Woodland and Amy have been swept up into something that feels like a greater calling than golf. Amy’s message is a message of love. Woodland is a devoted believer in her message. That’s why he has stayed in contact with Amy and her family, who live in Phoenix.

“The impact she had on me that day was not only on me but on millions around the world,” Woodland said. “You’ve seen people who have been so impacted by the video and her attitude, her energy, her love. It’s so contagious, and the world needs a lot more of it.”

There were more eventful changes for Woodland last year. Shortly after he won the U.S. Open at Pebble Beach after surviving a challenge by No. 1-ranked Brooks Koepka, his wife, Gabby, gave birth to twin girls, Maddox and Lennox. The Woodlands already had a boy, Jaxson, from a previous difficult birth in which a second twin, a girl, didn’t survive. So, the Woodlands have a special feeling about the miracle of life.

Maybe that’s part of his connection with Amy. He understands better than most the precious nature of life. For the same reason, Woodland was hit hard by the death of basketball star Kobe Bryant, who perished with his daughter and seven others in a helicopter crash Sunday in Calabasas, Calif.

Woodland didn’t know Bryant but was tied to him by basketball. The Kansas native played for Washburn University for one season. He decided to switch sports after an early non-conference game against nationally-ranked Kansas and realized that his on-court skills didn’t rank as high in basketball’s food chain as he’d thought. He transferred to Kansas to play college golf and launched his career. The rest is history, although at 35, he’s still making it.

Beyond basketball, Woodland relates to Bryant as a father and a traveling athlete.

“Look, Kobe shut the world down for a day; that was the impact he had,” Woodland said. “He’s one of those guys, I never met him, but I felt like I knew him. That’s the impact Amy has had, as well. It takes a special person for that.”

Woodland said Bryant looked happy and smiling whenever he was coaching his daughter in basketball.
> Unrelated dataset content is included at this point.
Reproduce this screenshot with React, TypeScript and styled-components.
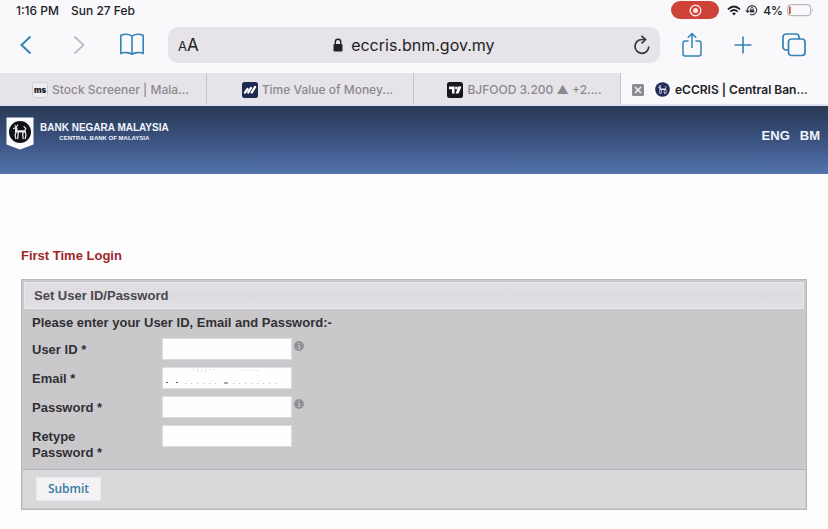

“I want to be like him as a father,” Woodland said. “That’s the love and energy I want to have. It makes me sad that he and his daughter and seven others had their lives taken away too soon. I want to be there for my kids and not miss anything, because you never know.”

Bryant’s death underscored the unspoken fear that many athletes have, especially professional golfers who travel on a weekly basis, usually by air.

“It just makes you a little nervous that something can be taken away so quickly,” Woodland said.

Tuesday, Woodland brought Jaxson, 2, to TPC Scottsdale and walked with him on a golf course for the first time. He did it because of Bryant.

“You don’t know how much time we have,” he said.

Thanks in part to Amy, Woodland has refocused on what’s important to him.

“She’s had an impact on me that changed me in everyday life,” he said. “It’s having a positive attitude, loving people and staying in the moment. That will help you on and off the course. That’s the way I try to live now. I’m trying to instill that in my kids and my family, and that’s because of spending time with Amy.”

She attended Woodland’s press conference and joined him in front of the microphones at the end for a brief conversation. They agreed to play golf together soon. Amy also surprised Woodland with a small, gift-wrapped box. “Oh, thank you, you brought gifts,” Woodland told her. “That was nice of you.”

He opened the box to find a divot tool with an inscription: I got this.

“I love it,” Woodland told her. Amy smiled.